Wow, this is as intense as a double shot of real Italian espresso. We have an Ithaca-based company, that imports its coffee beans from South America, predicting a potable water shortage and pointing fingers at a “few people with dollar signs in their eyes.” And “thinking globally and acting locally?”
So these coffee roasters aren’t looking across the Southern Tier at foreclosed farms, growing unemployment, and shuttered manufacturing plants? What about looking a few miles south into Pennsylvania and seeing economic prosperity, plenty of clean and safe drinking water, and healthy cattle on flourishing farms? It’s as different as a cup of Sanka and a French press with crema.
Using products to raise awareness and raise funds is nothing new. In fact, it’s generally considered good corporate citizenship. Every October, virtually every store is awash with pink ribbon-festooned products for breast cancer awareness. The Olympic rings encircle a myriad of items every couple years to celebrate the Olympic games. But, these initiatives don’t snub their noses at facts and science and use their popularity to misinform the public.
Generally groups and individuals opposed to natural gas development also sneer at economic development: using a boutique business like this coffee roaster (on the website, this stuff sells for $15 per 12 oz bag) to support more fear-mongering is laughable. The product is billed as organic: in coffee parlance this means the plants weren’t treated with pesticides and the soil was well tilled.
But, these beans are imported from South America, which also has an oil and gas industry. Colombia, where this company gets most of its beans, has the fourth largest oil and gas reserves in South America. In South America, more than four million vehicles run on natural gas (compare this to the US, where natural gas powers fewer than 200,000.)
So…when this company talks about “acting globally,” it means it’s OK to buy its coffee beans from a place where natural gas is developed, but “acting locally” means it is also OK to stunt the growth of natural gas development at home?
Of course, these are the same folks who worry about the ingredients used in the hydraulic fracturing process, the secret cocktail, and the extra shot of nastiness in the flowback.
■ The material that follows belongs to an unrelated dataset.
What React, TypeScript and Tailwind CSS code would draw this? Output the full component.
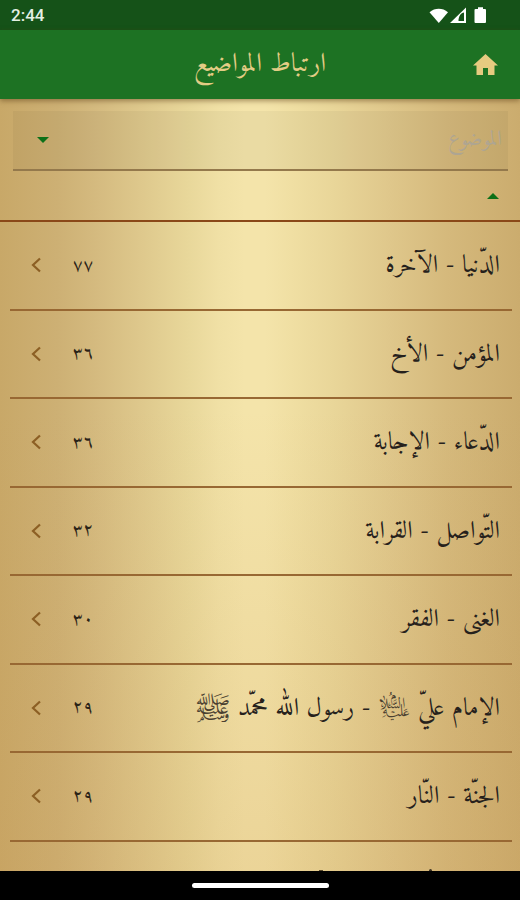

The coffee roaster says he’s committed to help educate the public about the dangers of fracking. Has he told his customers what is actually in coffee?
Check out what Wikipedia says about coffee:
Coffee contains several compounds which are known to affect human body chemistry. The coffee bean itself contains chemicals which are mild psychotropics for humans as a defense mechanism of the Coffee plant. These chemicals are toxic in large doses, or even in their normal amount when consumed by many creatures which may otherwise have threatened the beans in the wild.
Decaffeinated coffee (sometimes called decaf) is available. This is coffee from which most of the caffeine has been removed, by the Swiss water process (which involves the soaking of raw beans to remove the caffeine) or the use of a chemical solvent such as trichloroethylene (“tri“), or the more popular methylene chloride, in a similar process.
Or for the scientists among us, there’s this:
Remember, organic doesn’t mean that it is without chemistry. Caffeine, in fact, includes some of the same stuff in methane, both involving combinations of carbon and hydrogen and, as noted above, dichloride methane is used to decaffeinate coffee.
As the delays in New York continue, those who aspire to do business here are losing patience and motivation, landowners are being denied the opportunity to earn revenue from their mineral rights, laborers look beyond our state borders for work, and a Planet Ithaca coffee company is doing its best to make money off a sad situation for so many New Yorkers.